■ **SET TASK**
Copy out all lines of the records in which the word "with" appears.

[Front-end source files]

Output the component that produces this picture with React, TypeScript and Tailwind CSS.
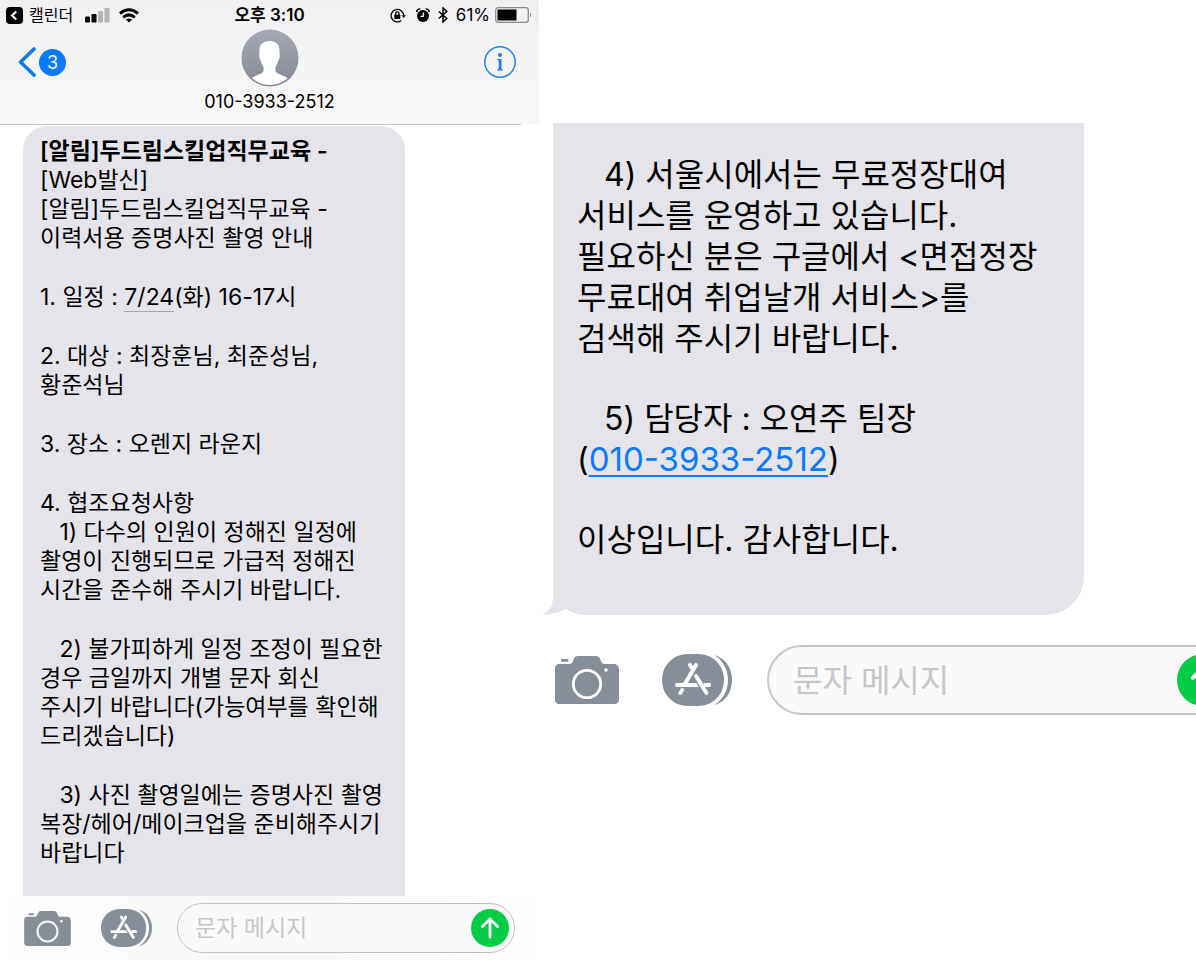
import React from "react";

const FONT = "font-['Inter','Noto_Sans_CJK_KR',sans-serif]";

function CameraIcon({ className, hole }: { className: string; hole: string }) {
  return (
    <svg viewBox="0 0 64 48" className={className} aria-hidden="true">
      <rect x="6" y="3" width="7.4" height="2.8" rx="0.6" fill="#868e99" />
      <path
        d="M5 8H14C16.500 8 17.500 6.500 18.500 4L19 2.800C19.800 1 21 0 23 0H41C43 0 44.200 1 45 2.800L45.500 4C46.500 6.500 47.500 8 50 8H58C62 8 64 10 64 13.500V43C64 46.500 62.500 48 59 48H5C1.500 48 0 46.500 0 43V13C0 9.500 1.500 8 5 8Z"
        fill="#868e99"
      />
      <circle cx="32" cy="28" r="13.7" fill="none" stroke={hole} strokeWidth="2.8" />
      <circle cx="51" cy="14" r="1.8" fill={hole} />
    </svg>
  );
}

function AppStoreIcon({ className }: { className: string }) {
  return (
    <svg viewBox="0 0 70 52" className={className} fill="none" aria-hidden="true">
      <path
        d="M26 0H36C51 0 62 11.500 62 26S51 52 36 52H26C11 52 0 40.500 0 26S11 0 26 0Z"
        fill="#868e99"
      />
      <path d="M52 1C64 4 70 15 70 26S64 48 52 51C61 46 66 36 66 26S61 6 52 1Z" fill="#868e99" />
      <g stroke="#fff" strokeWidth="4" strokeLinecap="round">
        <path d="M34 11L22.500 30.500M28 11L30.500 15M20.200 36L18.300 39M15 31H47" />
        <path d="M33 20.500L44.500 39.500" stroke="#868e99" strokeWidth="6.500" strokeLinecap="butt" />
        <path d="M34 22L44.500 39M43 31H47" />
      </g>
    </svg>
  );
}

function ArrowUp({ className }: { className: string }) {
  return (
    <svg viewBox="0 0 38 38" className={className} fill="none" stroke="#fff" strokeWidth="2.8" strokeLinecap="round" strokeLinejoin="round" aria-hidden="true">
      <path d="M19 28V10M11.500 17.500L19 10L26.500 17.500" />
    </svg>
  );
}

function StatusBar() {
  return (
    <div className="grid h-[29px] grid-cols-[1fr_auto_1fr] items-center px-[6px] pt-px text-[17px] leading-[28px] text-black">
      <div className="flex items-center">
        <svg viewBox="0 0 17 17" className="size-[17px]" aria-hidden="true">
          <rect width="17" height="17" rx="4" />
          <path d="M10.300 4.500L6 8.500L10.300 12.500" fill="none" stroke="#fff" strokeWidth="2" />
        </svg>
        <span className="ml-[6px] text-[16px]">캘린더</span>
        <svg viewBox="0 0 25 15" className="ml-3 h-[15px] w-[25px]" aria-hidden="true">
          <rect x="0" y="8.500" width="5" height="6" rx="1.200" />
          <rect x="6.500" y="6" width="5" height="8.500" rx="1.200" />
          <rect x="13" y="3" width="5" height="11.500" rx="1.200" fill="#b4b4b7" />
          <rect x="19.500" y="0" width="5" height="14.500" rx="1.200" fill="#b4b4b7" />
        </svg>
        <svg viewBox="0 0 20 15" className="ml-[9px] h-[15px] w-[20px]" fill="none" stroke="#000" strokeWidth="3" aria-hidden="true">
          <path d="M1 5.500Q10 -2 19 5.500M4.200 9.300Q10 4.500 15.800 9.300" />
          <path d="M10 14.600L6.800 11.500Q10 9.300 13.200 11.500Z" fill="#000" stroke="none" />
        </svg>
      </div>
      <time className="font-semibold">오후 3:10</time>
      <div className="flex items-center justify-end">
        <svg viewBox="0 0 16 15" className="h-[15px] w-[16px]" fill="none" stroke="#000" strokeWidth="1.300" aria-hidden="true">
          <path d="M11.300 12.600A6.300 6.300 0 1 1 13.700 7.500" />
          <path d="M11.500 7.200H16L13.700 10Z" fill="#000" stroke="none" />
          <rect x="4.300" y="6.800" width="6" height="4.200" rx="0.500" fill="#000" stroke="none" />
          <path d="M5.600 7V5.500A1.700 1.700 0 0 1 9 5.500V7" />
        </svg>
        <svg viewBox="0 0 14 15" className="ml-[10px] h-[15px] w-[14px]" aria-hidden="true">
          <circle cx="7" cy="8" r="6" />
          <path d="M0.800 4A3 3 0 0 1 4.300 1M13.200 4A3 3 0 0 0 9.700 1" fill="none" stroke="#000" strokeWidth="1.500" />
          <path d="M7.300 4.500V8.300H4.500" fill="none" stroke="#fff" strokeWidth="1.200" />
        </svg>
        <svg viewBox="0 0 10 16" className="ml-2 h-4 w-[10px]" fill="none" stroke="#000" strokeWidth="1.500" aria-hidden="true">
          <path d="M0.800 4.500L8.800 11.500L5 15V1L8.800 4.500L0.800 11.500" />
        </svg>
        <span className="ml-2">61%</span>
        <svg viewBox="0 0 38 16" className="ml-[5px] h-4 w-[38px]" aria-hidden="true">
          <rect x="0.700" y="0.700" width="32.600" height="14.600" rx="2.500" fill="none" stroke="#8b8b8e" strokeWidth="1.300" />
          <rect x="2.500" y="2.500" width="19" height="11" />
          <path d="M35 5.500Q37 8 35 10.500Z" fill="#77777a" />
        </svg>
      </div>
    </div>
  );
}

function Avatar() {
  return (
    <svg viewBox="0 0 58 58" className="size-[58px]" aria-hidden="true">
      <defs>
        <linearGradient id="avatar-bg" x1="0" y1="0" x2="0" y2="1">
          <stop offset="0" stopColor="#a4a9b5" />
          <stop offset="1" stopColor="#858994" />
        </linearGradient>
        <clipPath id="avatar-clip">
          <circle cx="29" cy="29" r="27" />
        </clipPath>
      </defs>
      <circle cx="29" cy="29" r="28.500" fill="url(#avatar-bg)" />
      <path
        clipPath="url(#avatar-clip)"
        d="M28.500 12C35 12 38.500 15.500 38.500 21.500V25C39.300 27 38.500 30 37.300 31.500C36.800 34.500 35.500 36.500 34.500 38V42C36 45.500 43 46 48 50V58H9V50C14 46 21 45.500 22.500 42V38C21.500 36.500 20.200 34.500 19.700 31.500C18.500 30 17.700 27 18.500 25V21.500C18.500 15.500 22 12 28.500 12Z"
        fill="#fff"
      />
    </svg>
  );
}

function LeftPhone() {
  return (
    <section className="flex min-h-screen min-w-0 flex-col">
      <header className="bg-linear-to-b from-[#f0f0f2] to-[#f8f8f9]">
        <StatusBar />
        <div className="grid h-[95px] grid-cols-[1fr_auto_1fr] px-[18px]">
          <a href="#inbox" aria-label="3" className="flex h-[66px] items-center gap-[2px] self-start text-[#0a7aff]">
            <svg viewBox="0 0 19 30" className="h-[30px] w-[19px]" fill="none" stroke="#1279ef" strokeWidth="3.600" strokeLinecap="round" strokeLinejoin="round" aria-hidden="true">
              <path d="M16 2L2.500 15L16 28" />
            </svg>
            <span className="flex size-[27px] items-center justify-center rounded-full bg-[#0a7aff] text-[18px] text-white">3</span>
          </a>
          <div className="flex flex-col items-center">
            <Avatar />
            <h1 className="text-[18px] leading-[29px] text-black">010-3933-2512</h1>
          </div>
          <button aria-label="정보" className="mr-[5px] flex h-[66px] items-center self-start justify-self-end">
            <svg viewBox="0 0 32 32" className="size-8" aria-hidden="true">
              <circle cx="16" cy="16" r="15.200" fill="none" stroke="#1f7fe8" strokeWidth="1.500" />
              <circle cx="16" cy="9" r="2" fill="#1f7fe8" />
              <path d="M13.200 13H17.500V23.200H19V24.500H13V23.200H14.700V14.300H13.200Z" fill="#1f7fe8" />
            </svg>
          </button>
        </div>
      </header>
      <div className="mr-[18px] h-px bg-[#c6c6c9]" />
      <main className="flex-1 pt-px pl-[23px]">
        <article className="flex h-full max-w-[382px] flex-col gap-[30px] rounded-t-[24px] bg-[#e5e4ea] pt-[11px] pr-4 pb-[27px] pl-[17px] text-[23px] leading-[29px] whitespace-pre text-black">
          <p>
            <b className="font-semibold">[알림]두드림스킬업직무교육 -</b>
            {"\n[Web발신]\n[알림]두드림스킬업직무교육 -\n이력서용 증명사진 촬영 안내"}
          </p>
          <p>
            1. 일정 : <span className="border-b border-[#a5a5aa]">7/24</span>(화) 16-17시
          </p>
          <p>{"2. 대상 : 최장훈님, 최준성님,\n황준석님"}</p>
          <p>3. 장소 : 오렌지 라운지</p>
          <p>{"4. 협조요청사항\n   1) 다수의 인원이 정해진 일정에\n촬영이 진행되므로 가급적 정해진\n시간을 준수해 주시기 바랍니다."}</p>
          <p>{"   2) 불가피하게 일정 조정이 필요한\n경우 금일까지 개별 문자 회신\n주시기 바랍니다(가능여부를 확인해\n드리겠습니다)"}</p>
          <p>{"   3) 사진 촬영일에는 증명사진 촬영\n복장/헤어/메이크업을 준비해주시기\n바랍니다"}</p>
        </article>
      </main>
      <form onSubmit={(e) => e.preventDefault()} className="flex h-16 items-center bg-linear-to-r from-white via-[#f5f5f7] to-white px-6">
        <button type="button" aria-label="카메라" className="shrink-0">
          <CameraIcon className="h-[35px] w-[47px]" hole="#f6f6f8" />
        </button>
        <button type="button" aria-label="앱" className="ml-[30px] shrink-0">
          <AppStoreIcon className="h-[38px] w-[51px]" />
        </button>
        <div className="ml-[25px] flex h-[50px] min-w-0 flex-1 items-center rounded-full border border-[#c2c0c5] bg-[#fafafa] pr-[5px] pl-[17px]">
          <input aria-label="문자 메시지" placeholder="문자 메시지" className="min-w-0 flex-1 bg-transparent text-[23px] leading-[29px] outline-none placeholder:text-[#c5c5ca]" />
          <button aria-label="보내기" className="size-[38px] shrink-0 rounded-full bg-[#05cc47]">
            <ArrowUp className="size-full" />
          </button>
        </div>
      </form>
    </section>
  );
}

function RightPhone() {
  return (
    <section className="min-w-0 overflow-hidden pt-[123px] pl-[14px]">
      <article className="relative flex max-w-[531px] flex-col gap-[39px] rounded-br-[38px] bg-[#e5e4ea] pt-[31px] pr-4 pb-[55px] pl-6 text-[32px] leading-[41px] whitespace-pre text-black">
        <svg viewBox="0 0 44 30" className="absolute bottom-0 -left-[11px] h-[30px] w-[44px]" aria-hidden="true">
          <path d="M11 30V28L24 22L44 30Z" fill="#fff" />
          <path d="M11 0V12C11 20 7 27 0 29.500C9 30 18 27.500 24 23.500C30 28 37 30 44 30V0Z" fill="#e5e4ea" />
        </svg>
        <p>{"   4) 서울시에서는 무료정장대여\n서비스를 운영하고 있습니다.\n필요하신 분은 구글에서 <면접정장\n무료대여 취업날개 서비스>를\n검색해 주시기 바랍니다."}</p>
        <p>
          <span className="block">{"   5) 담당자 : 오연주 팀장"}</span>
          <span className="block">
            (<a href="tel:010-3933-2512" className="text-[33px] text-[#0a7aff] underline decoration-2 underline-offset-4">010-3933-2512</a>)
          </span>
        </p>
        <p>이상입니다. 감사합니다.</p>
      </article>
      <form onSubmit={(e) => e.preventDefault()} className="mt-[30px] -mr-[41px] flex items-center pl-[2px]">
        <button type="button" aria-label="카메라" className="shrink-0">
          <CameraIcon className="h-12 w-16" hole="#fff" />
        </button>
        <button type="button" aria-label="앱" className="ml-[43px] shrink-0">
          <AppStoreIcon className="h-[52px] w-[70px]" />
        </button>
        <div className="ml-[35px] flex h-[70px] min-w-0 flex-1 items-center rounded-full border-2 border-[#c7c6cc] bg-[#fafafa] pr-[6px] pl-6">
          <input aria-label="문자 메시지" placeholder="문자 메시지" className="min-w-0 flex-1 bg-transparent text-[32px] leading-[41px] outline-none placeholder:text-[#c5c5ca]" />
          <button aria-label="보내기" className="size-[52px] shrink-0 rounded-full bg-[#05cc47]">
            <ArrowUp className="size-full" />
          </button>
        </div>
      </form>
    </section>
  );
}

export default function App() {
  return (
    <div lang="ko" className={`grid min-h-screen grid-cols-[539fr_657fr] bg-white ${FONT}`}>
      <LeftPhone />
      <RightPhone />
    </div>
  );
}
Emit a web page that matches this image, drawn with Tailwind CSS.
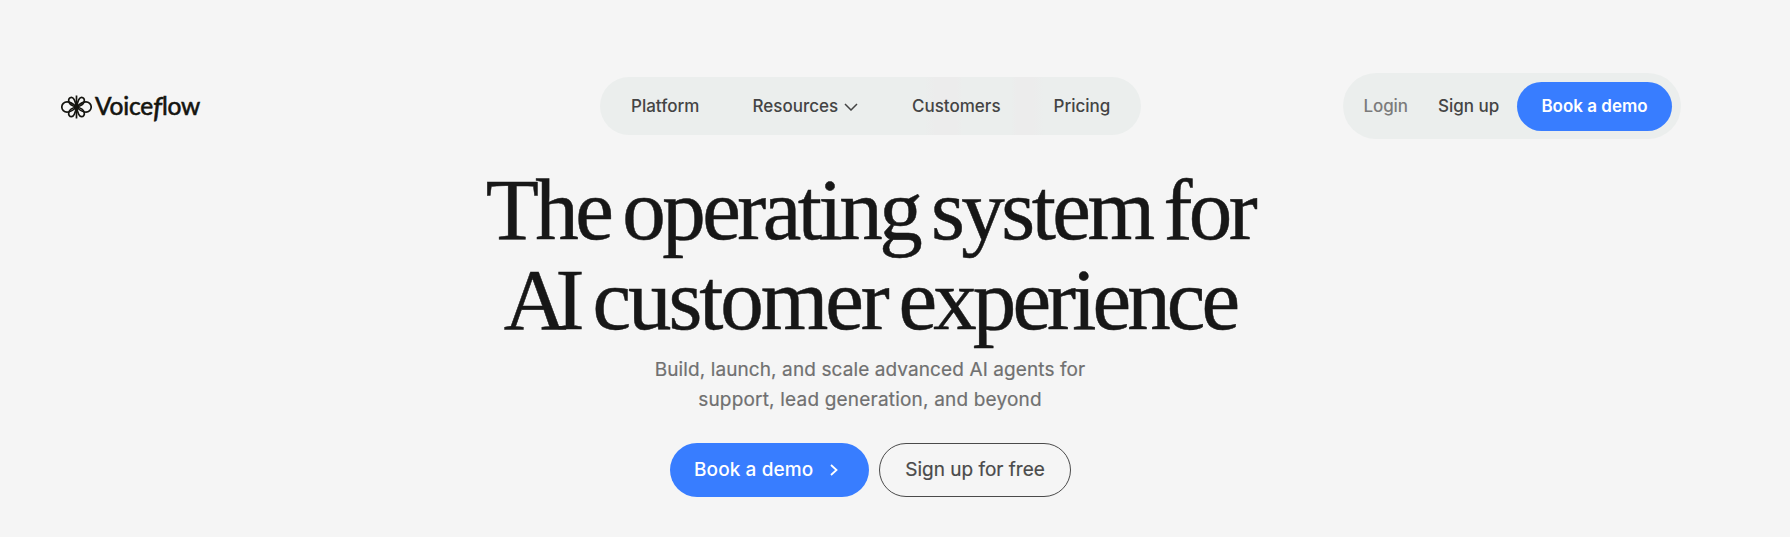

■ **WRITTEN REPLY**
Output the component that produces this picture with React, TypeScript and Tailwind CSS.
Emit a web page that matches this image, drawn with Tailwind CSS.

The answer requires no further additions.